Wednesday, October 24, 2012
Vintage Home Beautiful
A couple take on the renovation of a 19th-century stone house in the Texas hill country and find unexpected delights.
HERE'S WHAT A FEW IDYLLIC WEEKENDS IN THE COUNTRY WILL DO TO YOUR LIFE: They'll upend it. After visiting Fredericksburg, arguably the Texas Hill Country's cutest town, a Houston couple bought an old stone house — even though it had been neglected in recent years and they had never taken on a renovation before.
Built in the 1880s by the Eckert family, among the early settlers of Fredericksburg, the house sits on eight and a half acres of the original 600-acre Eckert ranch (much of which is still home to descendants). The house reminded the couple of ones they'd seen on trips to Provence — in spite of previous owners' efforts to modernize it by covering hardwood floors with linoleum and 18-inch-thick limestone walls with Sheetrock.

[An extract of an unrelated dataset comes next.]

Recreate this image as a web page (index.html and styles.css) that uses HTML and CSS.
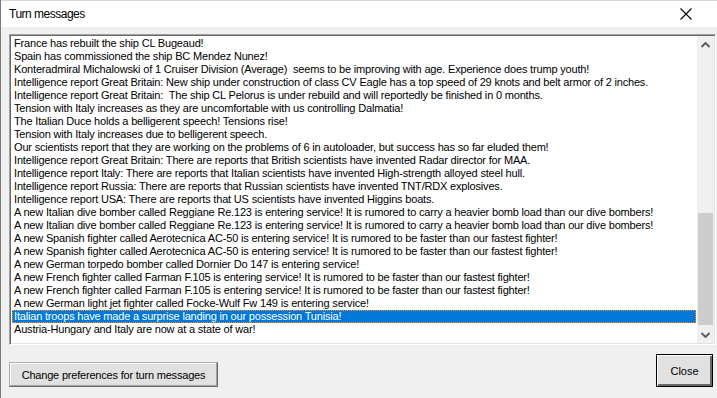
FILE: index.html
```html
<!DOCTYPE html>
<html>
<head>
<meta charset="utf-8">
<link rel="stylesheet" href="styles.css">
</head>
<body>
<div class="window">
  <div class="behind"></div>
  <div class="titlebar">
    <span class="title">Turn messages</span>
    <svg class="x" width="12" height="12" viewBox="0 0 12 12"><path d="M0.5 0.5 L11.5 11.5 M11.5 0.5 L0.5 11.5" stroke="#000" stroke-width="1.1" fill="none"/></svg>
  </div>
  <div class="content">
    <div class="listbox">
      <ul class="items">
        <li>France has rebuilt the ship CL Bugeaud!</li>
        <li>Spain has commissioned the ship BC Mendez Nunez!</li>
        <li>Konteradmiral Michalowski of 1 Cruiser Division (Average)&nbsp; seems to be improving with age. Experience does trump youth!</li>
        <li>Intelligence report Great Britain: New ship under construction of class CV Eagle has a top speed of 29 knots and belt armor of 2 inches.</li>
        <li>Intelligence report Great Britain:&nbsp; The ship CL Pelorus is under rebuild and will reportedly be finished in 0 months.</li>
        <li>Tension with Italy increases as they are uncomfortable with us controlling Dalmatia!</li>
        <li>The Italian Duce holds a belligerent speech! Tensions rise!</li>
        <li>Tension with Italy increases due to belligerent speech.</li>
        <li>Our scientists report that they are working on the problems of 6 in autoloader, but success has so far eluded them!</li>
        <li>Intelligence report Great Britain: There are reports that British scientists have invented Radar director for MAA.</li>
        <li>Intelligence report Italy: There are reports that Italian scientists have invented High-strength alloyed steel hull.</li>
        <li>Intelligence report Russia: There are reports that Russian scientists have invented TNT/RDX explosives.</li>
        <li>Intelligence report USA: There are reports that US scientists have invented Higgins boats.</li>
        <li>A new Italian dive bomber called Reggiane Re.123 is entering service! It is rumored to carry a heavier bomb load than our dive bombers!</li>
        <li>A new Italian dive bomber called Reggiane Re.123 is entering service! It is rumored to carry a heavier bomb load than our dive bombers!</li>
        <li>A new Spanish fighter called Aerotecnica AC-50 is entering service! It is rumored to be faster than our fastest fighter!</li>
        <li>A new Spanish fighter called Aerotecnica AC-50 is entering service! It is rumored to be faster than our fastest fighter!</li>
        <li>A new German torpedo bomber called Dornier Do 147 is entering service!</li>
        <li>A new French fighter called Farman F.105 is entering service! It is rumored to be faster than our fastest fighter!</li>
        <li>A new French fighter called Farman F.105 is entering service! It is rumored to be faster than our fastest fighter!</li>
        <li>A new German light jet fighter called Focke-Wulf Fw 149 is entering service!</li>
        <li class="sel">Italian troops have made a surprise landing in our possession Tunisia!</li>
        <li>Austria-Hungary and Italy are now at a state of war!</li>
      </ul>
      <div class="scrollbar">
        <div class="arrow up"><svg width="9" height="6" viewBox="0 0 9 6"><path d="M0.5 5 L4.5 1 L8.5 5" stroke="#606060" stroke-width="2" fill="none"/></svg></div>
        <div class="track"><div class="thumb"></div></div>
        <div class="arrow down"><svg width="9" height="6" viewBox="0 0 9 6"><path d="M0.5 1 L4.5 5 L8.5 1" stroke="#606060" stroke-width="2" fill="none"/></svg></div>
      </div>
    </div>
    <div class="buttons">
      <button class="btn prefs">Change preferences for turn messages</button>
      <button class="btn close">Close</button>
    </div>
  </div>
</div>
</body>
</html>
```
FILE: styles.css
```css
* { box-sizing: border-box; }
html, body { margin: 0; padding: 0; }
body {
  background: #f0f0f0;
  font-family: "Liberation Sans", Arial, sans-serif;
  font-size: 11px;
  color: #000;
}
.window {
  width: 717px;
  height: 398px;
  background: #f0f0f0;
  border-left: 1px solid #7a7a7a;
  overflow: hidden;
}
.behind {
  height: 2px;
  background: #d8d8d8;
  border-bottom: 1px solid #ffffff;
}
.titlebar {
  height: 25px;
  background: #ffffff;
  display: flex;
  align-items: center;
  justify-content: space-between;
  padding: 0 25px 2px 8px;
}
.title {
  font-family: "Liberation Sans", Arial, sans-serif;
  font-size: 12px;
  letter-spacing: -0.5px;
  color: #000;
}
.content {
  padding: 7px 1px 0 8px;
}
.listbox {
  height: 311px;
  display: flex;
  border-top: 1px solid #a0a0a0;
  border-left: 1px solid #a0a0a0;
  border-right: 1px solid #ffffff;
  border-bottom: 1px solid #ffffff;
  box-shadow: inset 1px 1px 0 #696969, inset -1px -1px 0 #e3e3e3;
  background: #fff;
  padding: 1px 1px 1px 1px;
}
.items {
  list-style: none;
  margin: 0;
  padding: 1px 1px 0 1px;
  flex: 1;
  background: #fff;
  letter-spacing: -0.18px;
}
.items li {
  height: 13px;
  line-height: 13px;
  padding-left: 2px;
  white-space: nowrap;
}
.items li.sel {
  background: #0078d7;
  color: #fff;
  outline: 1px dotted #ff8728;
  outline-offset: -1px;
}
.scrollbar {
  width: 17px;
  background: #f0f0f0;
  display: flex;
  flex-direction: column;
}
.arrow {
  height: 17px;
  display: flex;
  align-items: center;
  justify-content: center;
}
.track {
  flex: 1;
  display: flex;
  flex-direction: column;
  justify-content: flex-end;
  padding: 0 1px 1px 1px;
}
.thumb {
  height: 112px;
  background: #cdcdcd;
}
.buttons {
  display: flex;
  justify-content: space-between;
  align-items: flex-end;
  padding: 0 3px 0 0;
  margin-top: 9px;
}
.btn {
  font-family: "Liberation Sans", Arial, sans-serif;
  font-size: 11px;
  color: #000;
  background: #e1e1e1;
  padding: 0;
  margin: 0;
}
.prefs {
  width: 209px;
  height: 25px;
  letter-spacing: -0.2px;
  border: 1px solid #adadad;
  box-shadow: inset -1px -1px 0 #a0a0a0, inset 1px 1px 0 #fff;
  border-right-color: #696969;
  border-bottom-color: #696969;
}
.close {
  width: 57px;
  height: 33px;
  border: 1px solid #000;
  box-shadow: inset 1px 1px 0 #fff, inset -2px -2px 0 #696969;
}
```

Their goal was to recapture its essence. To that end, they basically undid what had been done over the years and allowed the place to show its age. Which wasn't as easy as it sounds. "We went into it naively," the wife says of the seven-year project. "We kept asking ourselves, 'What have we gotten into?'" Now the answer is simple: A house loaded with as much charm as the town itself.
Inside, layers of Sheetrock installed by previous owners were removed, revealing pleasingly distressed 18-inch-thick limestone walls.

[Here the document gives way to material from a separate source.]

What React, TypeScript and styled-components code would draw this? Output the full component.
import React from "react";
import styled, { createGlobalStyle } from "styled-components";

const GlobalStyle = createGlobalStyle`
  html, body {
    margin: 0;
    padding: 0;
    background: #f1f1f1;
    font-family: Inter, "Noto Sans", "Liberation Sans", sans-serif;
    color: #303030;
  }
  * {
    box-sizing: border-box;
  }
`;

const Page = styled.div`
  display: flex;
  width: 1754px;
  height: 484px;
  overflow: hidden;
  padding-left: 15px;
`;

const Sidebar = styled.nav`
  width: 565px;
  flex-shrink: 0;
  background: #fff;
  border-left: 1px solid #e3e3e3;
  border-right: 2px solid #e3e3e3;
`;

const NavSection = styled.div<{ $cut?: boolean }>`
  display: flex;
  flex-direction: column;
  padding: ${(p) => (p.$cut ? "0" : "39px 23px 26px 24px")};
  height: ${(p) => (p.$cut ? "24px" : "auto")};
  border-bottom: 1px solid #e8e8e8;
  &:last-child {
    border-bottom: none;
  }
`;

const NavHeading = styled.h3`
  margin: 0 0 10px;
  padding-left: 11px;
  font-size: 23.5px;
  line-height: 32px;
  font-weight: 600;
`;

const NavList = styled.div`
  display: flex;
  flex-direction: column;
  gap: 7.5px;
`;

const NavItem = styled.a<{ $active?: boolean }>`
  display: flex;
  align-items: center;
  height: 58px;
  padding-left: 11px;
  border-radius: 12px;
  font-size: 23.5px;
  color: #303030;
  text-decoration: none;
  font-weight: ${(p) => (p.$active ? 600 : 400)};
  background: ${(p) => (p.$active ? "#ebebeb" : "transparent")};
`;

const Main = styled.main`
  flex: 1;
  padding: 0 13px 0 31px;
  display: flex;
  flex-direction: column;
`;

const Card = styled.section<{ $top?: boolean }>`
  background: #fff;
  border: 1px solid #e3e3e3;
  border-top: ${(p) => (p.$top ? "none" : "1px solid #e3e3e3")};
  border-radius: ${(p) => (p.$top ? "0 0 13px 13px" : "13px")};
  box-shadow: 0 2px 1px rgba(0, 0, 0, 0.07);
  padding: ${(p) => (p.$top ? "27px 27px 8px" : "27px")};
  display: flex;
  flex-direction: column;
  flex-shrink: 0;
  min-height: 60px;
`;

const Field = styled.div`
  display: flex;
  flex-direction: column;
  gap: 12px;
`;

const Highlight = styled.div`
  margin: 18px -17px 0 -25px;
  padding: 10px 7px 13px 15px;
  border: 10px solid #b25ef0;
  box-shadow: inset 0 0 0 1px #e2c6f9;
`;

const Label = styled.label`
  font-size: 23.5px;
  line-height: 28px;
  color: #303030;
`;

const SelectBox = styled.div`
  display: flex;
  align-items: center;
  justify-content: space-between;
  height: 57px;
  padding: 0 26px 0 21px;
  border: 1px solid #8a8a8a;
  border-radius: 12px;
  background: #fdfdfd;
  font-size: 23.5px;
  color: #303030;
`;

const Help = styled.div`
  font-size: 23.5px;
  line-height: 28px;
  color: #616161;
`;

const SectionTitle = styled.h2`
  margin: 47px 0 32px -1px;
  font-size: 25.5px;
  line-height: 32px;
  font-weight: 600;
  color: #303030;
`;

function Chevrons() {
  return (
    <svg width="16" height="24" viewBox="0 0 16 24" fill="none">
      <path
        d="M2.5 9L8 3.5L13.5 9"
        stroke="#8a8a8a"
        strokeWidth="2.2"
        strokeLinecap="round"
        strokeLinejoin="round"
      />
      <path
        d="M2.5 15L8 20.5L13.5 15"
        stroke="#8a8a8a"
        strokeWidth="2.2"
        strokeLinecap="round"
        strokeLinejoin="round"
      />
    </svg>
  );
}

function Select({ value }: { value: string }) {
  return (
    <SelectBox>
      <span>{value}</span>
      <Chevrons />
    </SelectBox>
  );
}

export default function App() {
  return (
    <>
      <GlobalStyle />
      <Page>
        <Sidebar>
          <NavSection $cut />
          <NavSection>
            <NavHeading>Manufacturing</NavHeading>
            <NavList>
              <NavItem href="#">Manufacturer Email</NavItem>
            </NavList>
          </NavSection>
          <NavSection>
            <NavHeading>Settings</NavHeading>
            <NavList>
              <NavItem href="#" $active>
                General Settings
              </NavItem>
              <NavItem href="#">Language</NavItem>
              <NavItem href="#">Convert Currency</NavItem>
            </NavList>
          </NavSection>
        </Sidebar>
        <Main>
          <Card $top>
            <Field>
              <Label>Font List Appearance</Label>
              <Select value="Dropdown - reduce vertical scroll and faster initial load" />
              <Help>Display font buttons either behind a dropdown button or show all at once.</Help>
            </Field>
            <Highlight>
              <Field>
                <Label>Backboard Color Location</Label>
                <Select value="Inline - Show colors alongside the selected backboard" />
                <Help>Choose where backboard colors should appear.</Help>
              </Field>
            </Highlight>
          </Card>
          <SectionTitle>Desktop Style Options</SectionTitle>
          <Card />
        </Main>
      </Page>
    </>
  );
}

In the dining room, everything was restored to the way it might have looked 125 years ago, including limestone walls, longleaf pine floors, the pressed-tin ceiling, and the door with its transom (to help with ventilation in a house without central heat and air). A mix of chairs — antique finds from the Warrenton, Tex., flea market interspersed with new oxidized-iron chairs — surround the long table.
The china cabinet stores a disparate collection — pewter plates, Wedgwood china, a blue tea set — handed down from family members.
During the renovation, the couple lived in the guesthouse, which had originally been a smokehouse.
They outfitted the place with few furnishings to allow each piece to function as a focal point. "It's great having a husband who is handy," says the wife. "We found a dining table at an antiques shop and he said, 'I can make that.'" So he did.
In the course of peeling away the layers of previous renovations, the couple decided to leave the home's mottled surfaces "as is." In doing so, they recaptured its personality. "Our first instinct was to make it like new, but as we uncovered things we gained an appreciation for the beauty of what was there."